Wednesday, 6 May 2015

06-MAY-1951 :- BIRTH OF Samuel Doe , 21st President of Liberia .

Samuel Kanyon Doe 
(May 6, 1951 – September 9, 1990) was the leader of Liberia from 1980 to 1990. He served as chairman of the People's Redemption Council and de facto head of state after staging a violent coup d'etat in 1980 where he killed the previous leader, William R. Tolbert, Jr., and executed many of his supporters. The constitution was disbanded and headed the country's military junta for the next five years. In 1985 he ordered an election as previously promised and officially became the 21st President of Liberia, despite heavy controversy sparked by evidence of election fraud. Nevertheless, he enjoyed decisive support from the United States thanks to the strategic anti-Soviet stance he had taken in the Cold War. He was the first indigenous head of state in Liberian history.

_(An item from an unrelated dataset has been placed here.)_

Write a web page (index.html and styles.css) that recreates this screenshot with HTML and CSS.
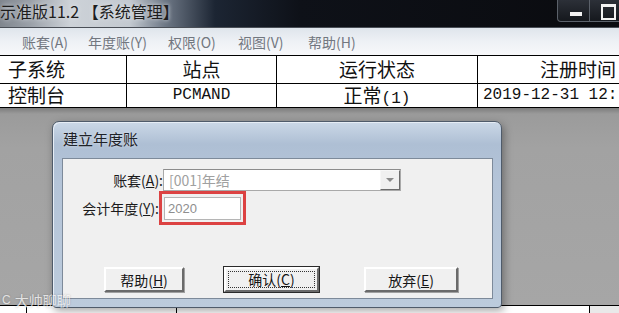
FILE: index.html
```html
<!DOCTYPE html>
<html lang="zh-CN">
  <head>
    <meta charset="UTF-8" />
    <title>系统管理 - 建立年度账</title>
    <link rel="stylesheet" href="styles.css">
  </head>
  <body>
    <!-- Main window title -->
    <div class="titlebar">
      <div class="title">示准版11.2 【系统管理】</div>
      <div class="winbtns">
        <span class="wb min"></span>
        <span class="wb max"></span>
      </div>
    </div>

    <!-- Menu -->
    <div class="menubar">
      <span class="m1">账套(A)</span>
      <span class="m2">年度账(Y)</span>
      <span class="m3">权限(O)</span>
      <span class="m4">视图(V)</span>
      <span class="m5">帮助(H)</span>
    </div>

    <!-- Site list -->
    <div class="grid">
      <div class="row head">
        <div class="cell c1">子系统</div>
        <div class="cell c2">站点</div>
        <div class="cell c3">运行状态</div>
        <div class="cell c4">注册时间</div>
      </div>
      <div class="row">
        <div class="cell c1">控制台</div>
        <div class="cell c2 mono">PCMAND</div>
        <div class="cell c3">正常<span class="mono">(1)</span></div>
        <div class="cell c4 mono left">2019-12-31 12:</div>
      </div>
    </div>

    <!-- Desktop area under the dialog -->
    <div class="desk">
      <div class="gap"></div>
      <div class="lastrow">
        <div class="lc a"></div>
        <div class="lc b"></div>
        <div class="lc c"></div>
        <div class="lc d"></div>
      </div>

      <!-- Dialog window -->
      <div class="dialog">
        <div class="dlg-title">建立年度账</div>
        <div class="dlg-body">
          <div class="field">
            <label>账套(<u>A</u>):</label>
            <div class="combo">
              <span class="combo-text">[001]年结</span>
              <span class="combo-btn"><i></i></span>
            </div>
          </div>
          <div class="field">
            <label class="narrow">会计年度(<u>Y</u>):</label>
            <div class="hl">
              <div class="input">2020</div>
            </div>
          </div>
          <div class="buttons">
            <button class="btn b1">帮助(<u>H</u>)</button>
            <button class="btn b2 default"><span class="focus">确认(<u>C</u>)</span></button>
            <button class="btn b3">放弃(<u>E</u>)</button>
          </div>
        </div>
      </div>

      <div class="watermark"><span class="wm-icon">C</span>大帅聊聊</div>
    </div>
  </body>
</html>
```

FILE: styles.css
```css
* {
  margin: 0;
  padding: 0;
  box-sizing: border-box;
}

body {
  width: 619px;
  height: 313px;
  overflow: hidden;
  font-family: "Noto Sans CJK SC", "Liberation Sans", sans-serif;
  background-color: #a3a3a3;
  color: #111;
}

/* Title bar */
.titlebar {
  height: 27px;
  display: flex;
  justify-content: space-between;
  background: linear-gradient(90deg, #80868e 0, #9aa0a8 30px, #cdd2d8 70px, #c3c9d0 130px, #6e7886 165px, #1c2533 215px, #0e1118 300px, #0a0b0f 100%);
}

.title {
  font-size: 16px;
  line-height: 23px;
  color: #1d1d1d;
  text-shadow: 0 0 4px #e8ebef;
  white-space: nowrap;
}

.winbtns {
  display: flex;
  align-self: flex-start;
  height: 22px;
  border: 1px solid #5b616a;
  border-top: none;
  border-radius: 0 0 0 4px;
  margin-right: -4px;
  background: linear-gradient(#2c3038, #15181d);
}

.wb {
  width: 32px;
  position: relative;
  border-right: 1px solid #5b616a;
}

.wb.min::after {
  content: "";
  position: absolute;
  left: 12px;
  top: 12px;
  width: 12px;
  height: 4px;
  background: #f2f2f2;
}

.wb.max::after {
  content: "";
  position: absolute;
  left: 11px;
  top: 4px;
  width: 11px;
  height: 11px;
  border: 2px solid #f2f2f2;
  border-top-width: 3px;
}

/* Menu bar */
.menubar {
  height: 28px;
  display: flex;
  align-items: center;
  padding-left: 22px;
  font-size: 14px;
  color: #72777f;
  background: linear-gradient(#dfe5ec, #eef1f5 50%, #f7f8fa);
  border-top: 1px solid #4a4f57;
}

.menubar span { display: block; }
.m1 { width: 66px; }
.m2 { width: 80px; }
.m3 { width: 70px; }
.m4 { width: 70px; }

/* Site table */
.grid {
  background: #fff;
  border-top: 1px solid #000;
  white-space: nowrap;
}

.row {
  display: flex;
  height: 24px;
  border-bottom: 1px solid #000;
}

.row.head { height: 28px; }

.cell {
  font-size: 19px;
  line-height: 22px;
  text-align: center;
  border-right: 1px solid #000;
  flex-shrink: 0;
}

.row.head .cell { line-height: 26px; }

.c1 { width: 127px; text-align: left; padding-left: 8px; }
.c2 { width: 150px; }
.c3 { width: 201px; }
.c4 { width: 200px; border-right: none; }
.left { text-align: left; padding-left: 5px; }

.mono {
  font-family: "Liberation Mono", monospace;
  font-size: 16px;
}

/* Grey area behind the dialog */
.desk {
  position: relative;
  height: 206px;
  display: flex;
  flex-direction: column;
}

.gap {
  flex: 1;
  background: linear-gradient(#7c7c7c, #9b9b9b 6px, #a2a2a2 40px, #a6a6a6);
}

.lastrow {
  height: 9px;
  display: flex;
  background: #fff;
  border-top: 1px solid #000;
}

.lc { border-right: 1px solid #000; }
.lc.a { width: 27px; }
.lc.b { width: 150px; }
.lc.c { width: 413px; }
.lc.d { flex: 1; border-right: none; background: #e9e9e9; }

/* Dialog */
.dialog {
  position: absolute;
  left: 52px;
  top: 13px;
  width: 450px;
  height: 187px;
  display: flex;
  flex-direction: column;
  border: 1px solid #4f5b6a;
  border-radius: 7px 7px 4px 4px;
  background: linear-gradient(#cbd8e7, #aebfd4 22px, #b4c4d8 60px, #bccbdc);
  box-shadow: 2px 3px 8px rgba(0, 0, 0, 0.35), inset 1px 1px 0 #e6edf5;
}

.dlg-title {
  height: 36px;
  padding: 7px 0 0 10px;
  font-size: 15px;
  line-height: 20px;
  color: #1e2228;
  text-shadow: 0 0 3px #dfe7f0;
}

.dlg-body {
  height: 141px;
  margin: 0 8px 0 9px;
  background: #f0f0f0;
  border: 1px solid #7d8a9a;
  padding-top: 10px;
  font-size: 14px;
}

.field {
  display: flex;
  align-items: center;
}

.field label {
  width: 100px;
  text-align: right;
  color: #1a1a1a;
  white-space: nowrap;
}

.field label.narrow { width: 96px; }

.combo {
  width: 238px;
  height: 22px;
  display: flex;
  background: #fff;
  border: 1px solid #a9a9a9;
  border-top-color: #8c8c8c;
}

.combo-text {
  flex: 1;
  padding-left: 5px;
  line-height: 20px;
  color: #a0a0a0;
  font-size: 14px;
}

.combo-btn {
  width: 20px;
  display: flex;
  align-items: center;
  justify-content: center;
  background: #f0f0f0;
  border: 1px solid #f7f7f7;
  border-right-color: #6b6b6b;
  border-bottom-color: #6b6b6b;
}

.combo-btn i {
  width: 0;
  height: 0;
  border-left: 4px solid transparent;
  border-right: 4px solid transparent;
  border-top: 4px solid #8a8a8a;
}

.hl {
  border: 3px solid #dc4242;
  padding: 3px 2px 2px 2px;
}

.input {
  width: 77px;
  height: 23px;
  background: #fff;
  border: 1px solid #b5b5b5;
  padding-left: 3px;
  line-height: 21px;
  font-size: 13px;
  font-family: "Liberation Sans", sans-serif;
  color: #8e8e8e;
}

/* Dialog buttons */
.buttons {
  display: flex;
  margin-top: 42px;
  padding-left: 41px;
}

.btn {
  height: 25px;
  font-family: "Noto Sans CJK SC", sans-serif;
  font-size: 14px;
  color: #151515;
  background: #f0f0f0;
  border: 2px solid;
  border-color: #ffffff #6a6a6a #6a6a6a #ffffff;
  box-shadow: 1px 1px 0 #a0a0a0;
}

.b1 { width: 80px; }
.b2 { width: 95px; margin-left: 40px; }
.b3 { width: 94px; margin-left: 45px; }

.btn.default {
  outline: 1px solid #2a2a2a;
  padding: 2px;
}

.focus {
  display: block;
  height: 100%;
  line-height: 15px;
  border: 1px dotted #333;
}

/* Watermark */
.watermark {
  position: absolute;
  left: 2px;
  top: 184px;
  font-size: 14px;
  line-height: 16px;
  color: rgba(255, 255, 255, 0.75);
  text-shadow: 0 0 2px rgba(0, 0, 0, 0.25);
  display: flex;
  align-items: center;
  gap: 4px;
}

.wm-icon {
  font-family: "Liberation Sans", sans-serif;
  font-size: 12px;
}
```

Doe was a member of the rural Krahn tribe from inland Liberia. The Krahn people are a minority ethnic group but, like the majority of Liberians, they are of indigenous descent. Liberians of indigenous descent were historically faced with economic and political marginalization by the Americo-Liberian elites, who were descended from the free-born and formerly enslaved blacks from America who founded Liberia in 1847.
Under Doe, Liberian ports were opened to Canadian, Chinese and European ships, which brought in considerable foreign investment from foreign shipping firms and earned Liberia a reputation as a tax haven.
Doe attempted to legitimize his regime with a new constitution in 1984 and elections in 1985. However, opposition to his rule only increased, especially after the 1985 elections which were declared to be fraudulent by foreign observers, except the US which supported the Doe regime. In the late 1980s, as fiscal austerity took hold in the United States and the threat of Communism declined with the waning of the Cold War, the U.S. became disenchanted with entrenched corruption in Doe's government and began cutting off critical foreign aid to Doe. This, combined with the popular anger generated by Doe's favoritism toward his native Krahn tribe, placed him in a very precarious position.
A civil war began in December 1989, when rebels entered Liberia through Côte d'Ivoire with the intent of capturing Doe. He was captured and overthrown on 9 September 1990. Following his capture, he was tortured before being executed.